都发生过这么可怕的事情了,还有人到这个医院来整形,真是……不知道该说什么好了。
到底是美重要还是命重要啊?!
“那之后,张永杰也开始萎靡不振,经常酗酒,也无心经营医院。后来,更是接连遭人围堵殴打,有一次严重的,被人用钢管打中脑袋,差点一命呜呼,在医院足足躺了一个月,造成了眼中的颅内脑震荡。

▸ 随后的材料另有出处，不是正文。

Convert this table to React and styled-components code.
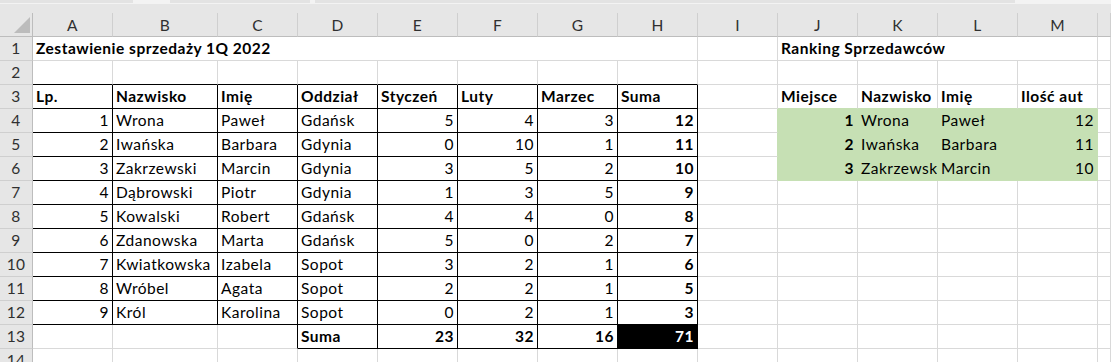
import React from 'react';
import styled, { createGlobalStyle } from 'styled-components';

const GlobalStyle = createGlobalStyle`
    body {
        margin: 0;
        background: #ffffff;
        font-family: Lato, "Liberation Sans", sans-serif;
        overflow: hidden;
    }
`

const GRID = '#d9d9d9';
const HEAD_BG = '#e6e6e6';
const HEAD_LINE = '#cfcfcf';
const GREEN = '#c6e0b4';

const Sheet = styled.div`
    width: 1111px;
    height: 362px;
    overflow: hidden;
    background: #ffffff;
`

// leftover bottom edge of the formula bar
const TopStrip = styled.div`
    height: 4px;
    background: #f3f3f3;
    display: flex;
`

const StripPiece = styled.div`
    width: ${props => props.width};
    margin-left: ${props => props.gap || '0'};
    height: 3px;
    background: #e3e3e3;
`

const HeaderPad = styled.div`
    height: 9px;
    background: ${HEAD_BG};
`

const Grid = styled.div`
    display: grid;
    grid-template-columns: 33px 80px 105px repeat(11, 80px) 1fr;
    grid-template-rows: 24px;
    grid-auto-rows: 24px;
`

const Corner = styled.div`
    box-sizing: border-box;
    background: ${HEAD_BG};
    border-right: 1px solid #bdbdbd;
    border-bottom: 1px solid #bdbdbd;
    display: flex;
    align-items: flex-end;
    justify-content: flex-end;
    padding: 0 2px 3px 0;
`

const ColHead = styled.div`
    box-sizing: border-box;
    background: ${HEAD_BG};
    border-right: 1px solid ${HEAD_LINE};
    border-bottom: 1px solid #bdbdbd;
    display: flex;
    align-items: center;
    justify-content: center;
    font-size: 15.5px;
    letter-spacing: 0.3px;
    color: #303030;
`

const RowHead = styled.div`
    box-sizing: border-box;
    background: ${HEAD_BG};
    border-right: 1px solid #bdbdbd;
    border-bottom: 1px solid ${HEAD_LINE};
    display: flex;
    align-items: flex-end;
    justify-content: center;
    padding-bottom: 3px;
    font-size: 15.5px;
    line-height: 18px;
    letter-spacing: 0.3px;
    color: #303030;
`

const Cell = styled.div`
    box-sizing: border-box;
    grid-column: span ${props => props.$span || 1};
    background: ${props => props.$fill || '#ffffff'};
    border-right: 1px solid ${props => props.$right};
    border-bottom: 1px solid ${props => props.$bottom};
    display: flex;
    align-items: flex-end;
    justify-content: ${props => props.$align === 'right' ? 'flex-end' : 'flex-start'};
    padding: 0 3px 3px 3px;
    font-size: 15.5px;
    line-height: 18px;
    letter-spacing: 0.5px;
    font-weight: ${props => props.$bold ? 700 : 400};
    color: ${props => props.$color || '#000000'};
    white-space: nowrap;
    overflow: hidden;
`

const COLS = ['A', 'B', 'C', 'D', 'E', 'F', 'G', 'H', 'I', 'J', 'K', 'L', 'M', 'N'];
const ROWS = 14;

const sales = [
    [1, 'Wrona', 'Paweł', 'Gdańsk', 5, 4, 3, 12],
    [2, 'Iwańska', 'Barbara', 'Gdynia', 0, 10, 1, 11],
    [3, 'Zakrzewski', 'Marcin', 'Gdynia', 3, 5, 2, 10],
    [4, 'Dąbrowski', 'Piotr', 'Gdynia', 1, 3, 5, 9],
    [5, 'Kowalski', 'Robert', 'Gdańsk', 4, 4, 0, 8],
    [6, 'Zdanowska', 'Marta', 'Gdańsk', 5, 0, 2, 7],
    [7, 'Kwiatkowska', 'Izabela', 'Sopot', 3, 2, 1, 6],
    [8, 'Wróbel', 'Agata', 'Sopot', 2, 2, 1, 5],
    [9, 'Król', 'Karolina', 'Sopot', 0, 2, 1, 3],
];

const ranking = [
    [1, 'Wrona', 'Paweł', 12],
    [2, 'Iwańska', 'Barbara', 11],
    [3, 'Zakrzewski', 'Marcin', 10],
];

const buildCells = () => {
    const cells = {};
    cells.A1 = { v: 'Zestawienie sprzedaży 1Q 2022', bold: true, span: 8 };
    cells.J1 = { v: 'Ranking Sprzedawców', bold: true, span: 4 };

    ['Lp.', 'Nazwisko', 'Imię', 'Oddział', 'Styczeń', 'Luty', 'Marzec', 'Suma'].forEach((v, i) => {
        cells[COLS[i] + 3] = { v, bold: true };
    });
    sales.forEach((row, r) => {
        row.forEach((v, c) => {
            cells[COLS[c] + (r + 4)] = { v, bold: c === 7 };
        });
    });
    cells.D13 = { v: 'Suma', bold: true };
    cells.E13 = { v: 23, bold: true };
    cells.F13 = { v: 32, bold: true };
    cells.G13 = { v: 16, bold: true };
    cells.H13 = { v: 71, bold: true, fill: '#000000', color: '#ffffff' };

    ['Miejsce', 'Nazwisko', 'Imię', 'Ilość aut'].forEach((v, i) => {
        cells[COLS[i + 9] + 3] = { v, bold: true };
    });
    ranking.forEach((row, r) => {
        row.forEach((v, c) => {
            cells[COLS[c + 9] + (r + 4)] = { v, bold: c === 0, fill: GREEN };
        });
    });
    return cells;
}

// black borders around the sales table
const boxed = (r, c) => {
    if (c < 0 || c > 7) return false;
    if (r >= 3 && r <= 12) return true;
    return r === 13 && c >= 3;
}

const edgeColor = (cells, a, b, boxA, boxB) => {
    if (boxA || boxB) return '#000000';
    const fa = cells[a] && cells[a].fill;
    const fb = cells[b] && cells[b].fill;
    if (fa && fa !== '#000000') return fa;
    if (fb && fb !== '#000000') return fb;
    return GRID;
}

const cells = buildCells();

const renderRow = (r) => {
    const out = [<RowHead key={'h' + r}>{r}</RowHead>];
    let c = 0;
    while (c < COLS.length) {
        const id = COLS[c] + r;
        const cell = cells[id] || {};
        const span = cell.span || 1;
        const last = c + span - 1;
        const right = edgeColor(cells, COLS[last] + r, COLS[last + 1] + r, boxed(r, last), boxed(r, last + 1));
        const bottom = edgeColor(cells, id, COLS[c] + (r + 1), boxed(r, c), boxed(r + 1, c));
        const align = typeof cell.v === 'number' ? 'right' : 'left';
        out.push(
            <Cell key={id} $span={span} $right={right} $bottom={bottom} $align={align}
                $bold={cell.bold} $fill={cell.fill} $color={cell.color}>
                {cell.v}
            </Cell>
        );
        c += span;
    }
    return out;
}

export default function App() {
    const rows = [];
    for (let r = 1; r <= ROWS; r++) rows.push(...renderRow(r));

    return (
        <>
            <GlobalStyle />
            <Sheet>
                <TopStrip>
                    <StripPiece width="133px" />
                    <StripPiece width="140px" gap="37px" />
                    <StripPiece width="700px" gap="5px" />
                </TopStrip>
                <HeaderPad />
                <Grid>
                    <Corner>
                        <svg width="16" height="16" viewBox="0 0 16 16">
                            <polygon points="16,0 16,16 0,16" fill="#bcbcbc" />
                        </svg>
                    </Corner>
                    {COLS.map(col => <ColHead key={col}>{col === 'N' ? '' : col}</ColHead>)}
                    {rows}
                </Grid>
            </Sheet>
        </>
    );
}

不过,他每次受伤都是去别的医院,从来没有去过自己的医院看病。”
“那也难怪,他医院闹过那么眼中的事故,他自己也不敢进去了!”李千与毫不留情的吐槽道:“而且,他医院主打的是整形。”
自己对自己医院都没有信心了,医院生意能好起来才怪!
跟尸体身上的伤一一对应起来了。
顾深突然开口问道:“知不知道多次殴打张永杰的,是什么人?”
“……这个,他没有报过警,也没有具体调查过,但大家都说是沈雪的父亲沈远雇人做的。”
有这个可能。
白发人送黑发人,确实难以接受。
可沈雪在自杀的时候,也将‘凶手’张太太给一并弄死了,为什么还要对张永杰打击报复呢?
“张永杰父母早逝,家里只有一个女儿,事故发生后,就将妻子的父母接了过来照顾女儿,这些天也常常不在家,不知道是在外面太忙,还是在躲什么人。”
“昨天他在哪儿?”顾深想起张永杰买给女儿的礼物,问道。
“昨天是他女儿生日,所以回家陪女儿了。”
顾深有些意外:“他女儿昨天生日?!”
可是那些礼物显然是打算今天才送的,为什么?
难道最近太忙,他没来得及给女儿买生日礼物,今天才补上的?
“是。昨天他带着女儿还有父母一起出去玩了一天,知道晚上十点多才回家。”
“那除了沈雪外,他的人际关系如何?有没有其他可能交恶的人?”
“没有,张永杰这个人很内敛,几乎没交过什么朋友,就连邻里邻居的互相都不认识,平时见面也从没有打过招呼。据他父母交代,他平日里没事就待在医院,哪儿也不去,除了医学,几乎没什么爱好。”
顾深深吸口气,思索了一会儿道:“医院最近生意不好,有没有查过张永杰的经济状况如何?”
那名警员沉默了一会儿,有些尴尬的摇摇头:“还没来得及调查。”
顾深点点头:“恩,辛苦了。”
几人应了一声,转身正打算离开,突然听到顾深在后面补充了一句。
“对了,还有一个叫徐友林的,好像是张永杰的病人,明天出去调查的时候,顺便问一下他在案发时间在哪里。”
“好的!”
“出去吧。”
“徐友林……?”
李千与皱眉,这个名字听起来好耳熟,好像在哪儿听过似的。
“干什么,你的案子有头绪了?还有精力来我这儿帮忙是吗?”
顾深见李千与没有出去的打算,忍不住调侃道。
“顾队,徐友林这个名字,我好像在哪儿听过。”李千与抬手敲了敲自己的脑袋,可是半天也没有想起来到底在哪儿见过。
“是不是在现场?”顾深不为所动,毕竟徐友林的文件就一直放在现场的桌子上,李千与去过现场,看见了也正常。
“不是,不是在现场,我真的好像在哪儿见过!”
见顾队不相信自己,李千与顿时急了,更加卖力的努力回忆起来。
看李千与不像是开玩笑,顾深也有些奇怪。
其实,在看到徐友林照片的时候,他也有过这种似曾相识的感觉,只是一时没想起来到底在哪儿见过而已。